> Dataset extract:
-*-*-

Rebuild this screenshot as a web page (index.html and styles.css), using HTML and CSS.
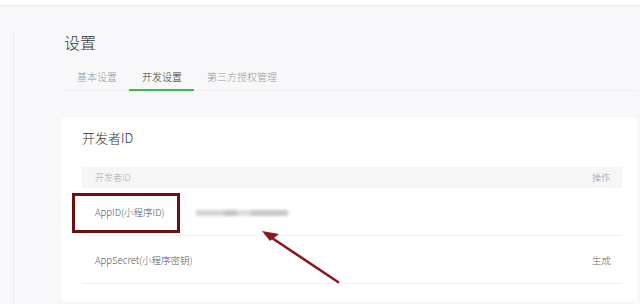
FILE: index.html
```html
<!DOCTYPE html>
<html lang="zh-CN">
<head>
  <meta charset="UTF-8" />
  <title>设置</title>
  <link rel="stylesheet" href="styles.css">
</head>
<body>
  <div class="topbar"></div>
  <div class="layout">
    <div class="side"></div>
    <div class="main">
      <h1 class="title">设置</h1>
      <div class="tabs">
        <div class="tab">基本设置</div>
        <div class="tab active">开发设置</div>
        <div class="tab">第三方授权管理</div>
      </div>

      <div class="card">
        <h2 class="card-title">开发者ID</h2>
        <div class="table">
          <div class="row head">
            <div class="cell name">开发者ID</div>
            <div class="cell value"></div>
            <div class="cell op">操作</div>
          </div>
          <div class="row">
            <div class="cell name">AppID(小程序ID)</div>
            <div class="cell value"><span class="blur"></span></div>
            <div class="cell op"></div>
          </div>
          <div class="row">
            <div class="cell name">AppSecret(小程序密钥)</div>
            <div class="cell value"></div>
            <div class="cell op">生成</div>
          </div>
        </div>
      </div>
    </div>
  </div>

  <!-- annotation on top of the screenshot -->
  <div class="mark"></div>
  <svg class="arrow" width="640" height="304" viewBox="0 0 640 304">
    <line x1="338" y1="282" x2="266" y2="234" stroke="#8a1a1d" stroke-width="2.6" stroke-linecap="round"/>
    <path d="M262 231 L279 234 L270 241 Z" fill="#8a1a1d"/>
  </svg>
</body>
</html>
```

FILE: styles.css
```css
body {
  margin: 0;
  background: #f8f8fa;
  color: #333;
  font-family: "Noto Sans CJK SC", "Noto Sans", sans-serif;
  font-weight: 300;
  width: 640px;
  height: 304px;
  overflow: hidden;
}
.topbar {
  height: 5px;
  background: #fff;
  border-bottom: 1px solid #ececee;
}
.layout {
  display: flex;
}
.side {
  width: 13px;
  margin-top: 26px;
  height: 280px;
  border-right: 1px solid #e9e9eb;
}
.main {
  flex: 1;
  padding: 26px 3px 0 48px;
}
.title {
  margin: 0;
  padding-left: 2px;
  font-size: 16px;
  line-height: 20px;
  font-weight: 300;
  color: #333;
}
.tabs {
  display: flex;
  margin-top: 18px;
  margin-left: 2px;
  box-shadow: inset 0 -1px 0 #f0f0f2;
}
.tab {
  padding: 0 12px 5px 13px;
  font-size: 10px;
  line-height: 14px;
  color: #999;
  border-bottom: 2px solid transparent;
}
.tab.active {
  color: #333;
  border-bottom-color: #44b549;
}
.card {
  margin-top: 27px;
  background: #fff;
  padding: 11px 15px 17px 20px;
}
.card-title {
  margin: 0;
  font-size: 13px;
  line-height: 18px;
  font-weight: 300;
  color: #333;
}
.table {
  margin-top: 20px;
}
.row {
  display: flex;
  align-items: center;
  height: 48px;
  border-bottom: 1px solid #f0f0f2;
  box-sizing: border-box;
  font-size: 9.5px;
  color: #555;
  white-space: nowrap;
}
.row.head {
  height: 21px;
  background: #f6f6f8;
  border-bottom: none;
  font-size: 9px;
  color: #aaa;
}
.cell.name {
  width: 101px;
  padding-left: 13px;
}
.cell.value {
  flex: 1;
}
.cell.op {
  width: 30px;
  color: #666;
}
.row.head .cell.op {
  color: #999;
}
.blur {
  display: block;
  width: 92px;
  height: 6px;
  margin-top: 2px;
  background: linear-gradient(90deg, #d4d4d6 0 30%, #c4c4c6 30% 45%, #dcdcde 45% 60%, #c8c8ca 60% 100%);
  filter: blur(1.5px);
}
.mark {
  position: absolute;
  left: 72px;
  top: 193px;
  width: 102px;
  height: 34px;
  border: 3px solid #6d1015;
}
.arrow {
  position: absolute;
  left: 0;
  top: 0;
}
```
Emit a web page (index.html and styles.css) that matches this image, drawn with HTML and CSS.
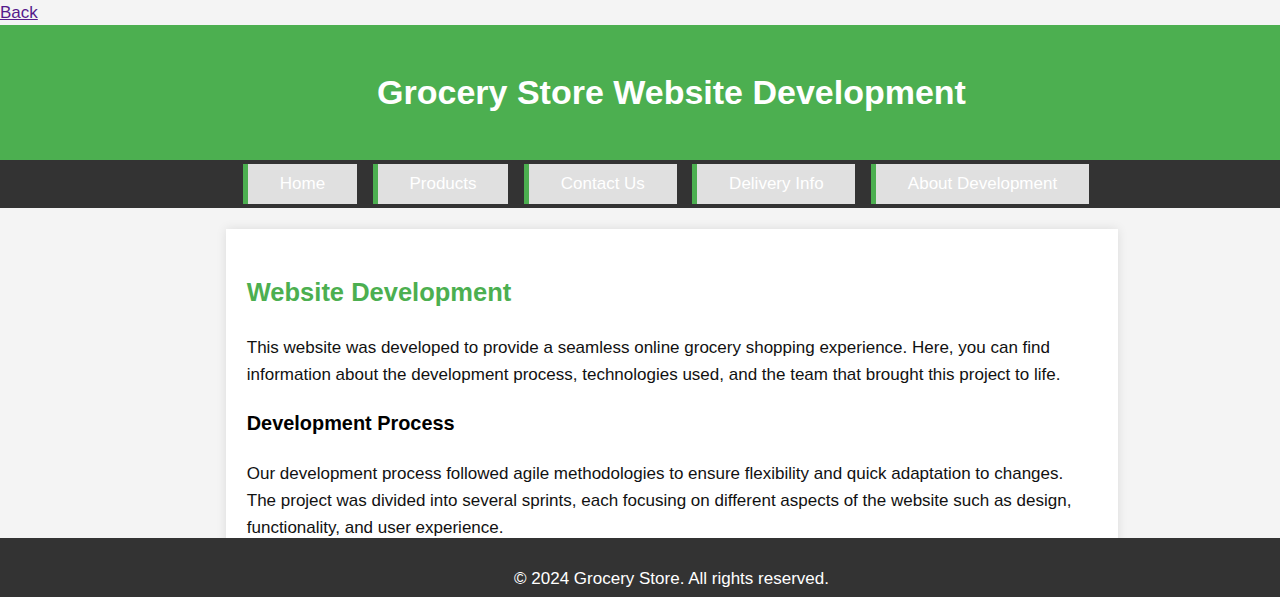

-*-*-

Set down all the entries exactly as they appear, but skip any pictures.

Rebuild this screenshot as a web page (index.html and styles.css), using HTML and CSS.
FILE: index.html
```html
<!DOCTYPE html>
<html lang="zh-CN">
<head>
  <meta charset="UTF-8" />
  <title>设置</title>
  <link rel="stylesheet" href="styles.css">
</head>
<body>
  <div class="topbar"></div>
  <div class="layout">
    <div class="side"></div>
    <div class="main">
      <h1 class="title">设置</h1>
      <div class="tabs">
        <div class="tab">基本设置</div>
        <div class="tab active">开发设置</div>
        <div class="tab">第三方授权管理</div>
      </div>

      <div class="card">
        <h2 class="card-title">开发者ID</h2>
        <div class="table">
          <div class="row head">
            <div class="cell name">开发者ID</div>
            <div class="cell value"></div>
            <div class="cell op">操作</div>
          </div>
          <div class="row">
            <div class="cell name">AppID(小程序ID)</div>
            <div class="cell value"><span class="blur"></span></div>
            <div class="cell op"></div>
          </div>
          <div class="row">
            <div class="cell name">AppSecret(小程序密钥)</div>
            <div class="cell value"></div>
            <div class="cell op">生成</div>
          </div>
        </div>
      </div>
    </div>
  </div>

  <!-- annotation on top of the screenshot -->
  <div class="mark"></div>
  <svg class="arrow" width="640" height="304" viewBox="0 0 640 304">
    <line x1="338" y1="282" x2="266" y2="234" stroke="#8a1a1d" stroke-width="2.6" stroke-linecap="round"/>
    <path d="M262 231 L279 234 L270 241 Z" fill="#8a1a1d"/>
  </svg>
</body>
</html>
```

FILE: styles.css
```css
body {
  margin: 0;
  background: #f8f8fa;
  color: #333;
  font-family: "Noto Sans CJK SC", "Noto Sans", sans-serif;
  font-weight: 300;
  width: 640px;
  height: 304px;
  overflow: hidden;
}
.topbar {
  height: 5px;
  background: #fff;
  border-bottom: 1px solid #ececee;
}
.layout {
  display: flex;
}
.side {
  width: 13px;
  margin-top: 26px;
  height: 280px;
  border-right: 1px solid #e9e9eb;
}
.main {
  flex: 1;
  padding: 26px 3px 0 48px;
}
.title {
  margin: 0;
  padding-left: 2px;
  font-size: 16px;
  line-height: 20px;
  font-weight: 300;
  color: #333;
}
.tabs {
  display: flex;
  margin-top: 18px;
  margin-left: 2px;
  box-shadow: inset 0 -1px 0 #f0f0f2;
}
.tab {
  padding: 0 12px 5px 13px;
  font-size: 10px;
  line-height: 14px;
  color: #999;
  border-bottom: 2px solid transparent;
}
.tab.active {
  color: #333;
  border-bottom-color: #44b549;
}
.card {
  margin-top: 27px;
  background: #fff;
  padding: 11px 15px 17px 20px;
}
.card-title {
  margin: 0;
  font-size: 13px;
  line-height: 18px;
  font-weight: 300;
  color: #333;
}
.table {
  margin-top: 20px;
}
.row {
  display: flex;
  align-items: center;
  height: 48px;
  border-bottom: 1px solid #f0f0f2;
  box-sizing: border-box;
  font-size: 9.5px;
  color: #555;
  white-space: nowrap;
}
.row.head {
  height: 21px;
  background: #f6f6f8;
  border-bottom: none;
  font-size: 9px;
  color: #aaa;
}
.cell.name {
  width: 101px;
  padding-left: 13px;
}
.cell.value {
  flex: 1;
}
.cell.op {
  width: 30px;
  color: #666;
}
.row.head .cell.op {
  color: #999;
}
.blur {
  display: block;
  width: 92px;
  height: 6px;
  margin-top: 2px;
  background: linear-gradient(90deg, #d4d4d6 0 30%, #c4c4c6 30% 45%, #dcdcde 45% 60%, #c8c8ca 60% 100%);
  filter: blur(1.5px);
}
.mark {
  position: absolute;
  left: 72px;
  top: 193px;
  width: 102px;
  height: 34px;
  border: 3px solid #6d1015;
}
.arrow {
  position: absolute;
  left: 0;
  top: 0;
}
```
Emit a web page (index.html and styles.css) that matches this image, drawn with HTML and CSS.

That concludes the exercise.